## BEGIN

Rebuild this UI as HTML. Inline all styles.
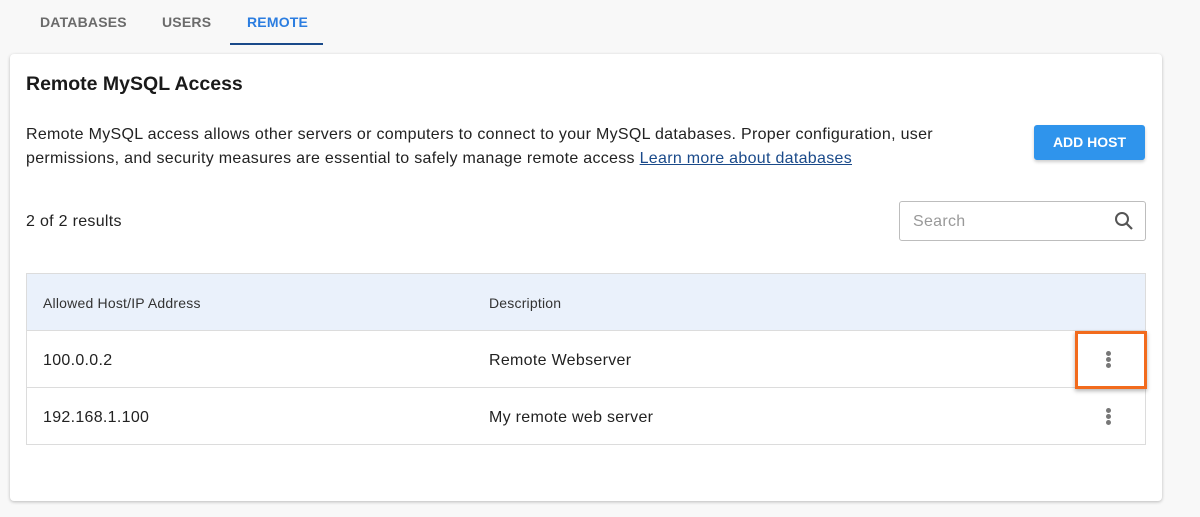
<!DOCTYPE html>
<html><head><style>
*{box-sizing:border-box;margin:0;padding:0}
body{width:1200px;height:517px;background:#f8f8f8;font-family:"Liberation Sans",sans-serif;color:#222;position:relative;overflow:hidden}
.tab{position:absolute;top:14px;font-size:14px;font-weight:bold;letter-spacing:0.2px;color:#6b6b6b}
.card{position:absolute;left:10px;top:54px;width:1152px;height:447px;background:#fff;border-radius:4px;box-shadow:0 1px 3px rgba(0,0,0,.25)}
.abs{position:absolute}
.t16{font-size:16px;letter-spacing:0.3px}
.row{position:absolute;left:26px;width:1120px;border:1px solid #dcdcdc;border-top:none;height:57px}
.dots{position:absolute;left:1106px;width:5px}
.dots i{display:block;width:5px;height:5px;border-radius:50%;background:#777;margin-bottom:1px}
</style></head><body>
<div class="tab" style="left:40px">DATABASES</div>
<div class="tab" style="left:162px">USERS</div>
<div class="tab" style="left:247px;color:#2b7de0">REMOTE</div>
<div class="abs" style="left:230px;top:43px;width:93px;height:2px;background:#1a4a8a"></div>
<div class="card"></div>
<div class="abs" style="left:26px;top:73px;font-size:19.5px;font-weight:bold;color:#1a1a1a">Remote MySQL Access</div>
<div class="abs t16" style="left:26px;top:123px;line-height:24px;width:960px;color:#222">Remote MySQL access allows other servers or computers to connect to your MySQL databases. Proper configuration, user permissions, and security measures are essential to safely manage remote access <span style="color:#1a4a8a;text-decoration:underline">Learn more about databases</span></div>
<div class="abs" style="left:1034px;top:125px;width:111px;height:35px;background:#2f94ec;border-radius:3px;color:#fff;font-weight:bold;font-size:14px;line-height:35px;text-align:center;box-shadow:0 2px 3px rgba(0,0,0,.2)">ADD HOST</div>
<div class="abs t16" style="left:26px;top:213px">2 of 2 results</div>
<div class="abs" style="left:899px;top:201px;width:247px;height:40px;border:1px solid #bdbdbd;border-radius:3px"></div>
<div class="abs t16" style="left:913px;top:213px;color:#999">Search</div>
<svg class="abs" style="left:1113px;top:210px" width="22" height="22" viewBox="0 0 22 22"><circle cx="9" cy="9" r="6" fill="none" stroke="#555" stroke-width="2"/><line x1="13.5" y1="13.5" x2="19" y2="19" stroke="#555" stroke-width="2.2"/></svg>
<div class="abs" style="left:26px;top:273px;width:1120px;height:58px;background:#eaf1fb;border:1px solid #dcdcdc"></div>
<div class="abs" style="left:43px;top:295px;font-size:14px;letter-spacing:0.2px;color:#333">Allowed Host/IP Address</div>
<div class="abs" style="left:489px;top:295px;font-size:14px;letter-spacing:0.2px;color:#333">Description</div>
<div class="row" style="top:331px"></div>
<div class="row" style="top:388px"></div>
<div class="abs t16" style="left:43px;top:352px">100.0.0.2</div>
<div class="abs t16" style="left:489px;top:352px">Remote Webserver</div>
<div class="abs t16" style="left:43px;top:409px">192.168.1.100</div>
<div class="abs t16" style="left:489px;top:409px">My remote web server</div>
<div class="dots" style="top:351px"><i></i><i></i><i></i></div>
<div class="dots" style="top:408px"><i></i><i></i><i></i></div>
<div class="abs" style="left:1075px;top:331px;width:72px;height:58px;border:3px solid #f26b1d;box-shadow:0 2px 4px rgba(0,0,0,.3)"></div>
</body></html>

## END

▸ What is asked
Print the whole listing above once more, word for word, without its pictures.

▸ Solution to this exercise
Rebuild this UI as HTML. Inline all styles.
<!DOCTYPE html>
<html><head><style>
*{box-sizing:border-box;margin:0;padding:0}
body{width:1200px;height:517px;background:#f8f8f8;font-family:"Liberation Sans",sans-serif;color:#222;position:relative;overflow:hidden}
.tab{position:absolute;top:14px;font-size:14px;font-weight:bold;letter-spacing:0.2px;color:#6b6b6b}
.card{position:absolute;left:10px;top:54px;width:1152px;height:447px;background:#fff;border-radius:4px;box-shadow:0 1px 3px rgba(0,0,0,.25)}
.abs{position:absolute}
.t16{font-size:16px;letter-spacing:0.3px}
.row{position:absolute;left:26px;width:1120px;border:1px solid #dcdcdc;border-top:none;height:57px}
.dots{position:absolute;left:1106px;width:5px}
.dots i{display:block;width:5px;height:5px;border-radius:50%;background:#777;margin-bottom:1px}
</style></head><body>
<div class="tab" style="left:40px">DATABASES</div>
<div class="tab" style="left:162px">USERS</div>
<div class="tab" style="left:247px;color:#2b7de0">REMOTE</div>
<div class="abs" style="left:230px;top:43px;width:93px;height:2px;background:#1a4a8a"></div>
<div class="card"></div>
<div class="abs" style="left:26px;top:73px;font-size:19.5px;font-weight:bold;color:#1a1a1a">Remote MySQL Access</div>
<div class="abs t16" style="left:26px;top:123px;line-height:24px;width:960px;color:#222">Remote MySQL access allows other servers or computers to connect to your MySQL databases. Proper configuration, user permissions, and security measures are essential to safely manage remote access <span style="color:#1a4a8a;text-decoration:underline">Learn more about databases</span></div>
<div class="abs" style="left:1034px;top:125px;width:111px;height:35px;background:#2f94ec;border-radius:3px;color:#fff;font-weight:bold;font-size:14px;line-height:35px;text-align:center;box-shadow:0 2px 3px rgba(0,0,0,.2)">ADD HOST</div>
<div class="abs t16" style="left:26px;top:213px">2 of 2 results</div>
<div class="abs" style="left:899px;top:201px;width:247px;height:40px;border:1px solid #bdbdbd;border-radius:3px"></div>
<div class="abs t16" style="left:913px;top:213px;color:#999">Search</div>
<svg class="abs" style="left:1113px;top:210px" width="22" height="22" viewBox="0 0 22 22"><circle cx="9" cy="9" r="6" fill="none" stroke="#555" stroke-width="2"/><line x1="13.5" y1="13.5" x2="19" y2="19" stroke="#555" stroke-width="2.2"/></svg>
<div class="abs" style="left:26px;top:273px;width:1120px;height:58px;background:#eaf1fb;border:1px solid #dcdcdc"></div>
<div class="abs" style="left:43px;top:295px;font-size:14px;letter-spacing:0.2px;color:#333">Allowed Host/IP Address</div>
<div class="abs" style="left:489px;top:295px;font-size:14px;letter-spacing:0.2px;color:#333">Description</div>
<div class="row" style="top:331px"></div>
<div class="row" style="top:388px"></div>
<div class="abs t16" style="left:43px;top:352px">100.0.0.2</div>
<div class="abs t16" style="left:489px;top:352px">Remote Webserver</div>
<div class="abs t16" style="left:43px;top:409px">192.168.1.100</div>
<div class="abs t16" style="left:489px;top:409px">My remote web server</div>
<div class="dots" style="top:351px"><i></i><i></i><i></i></div>
<div class="dots" style="top:408px"><i></i><i></i><i></i></div>
<div class="abs" style="left:1075px;top:331px;width:72px;height:58px;border:3px solid #f26b1d;box-shadow:0 2px 4px rgba(0,0,0,.3)"></div>
</body></html>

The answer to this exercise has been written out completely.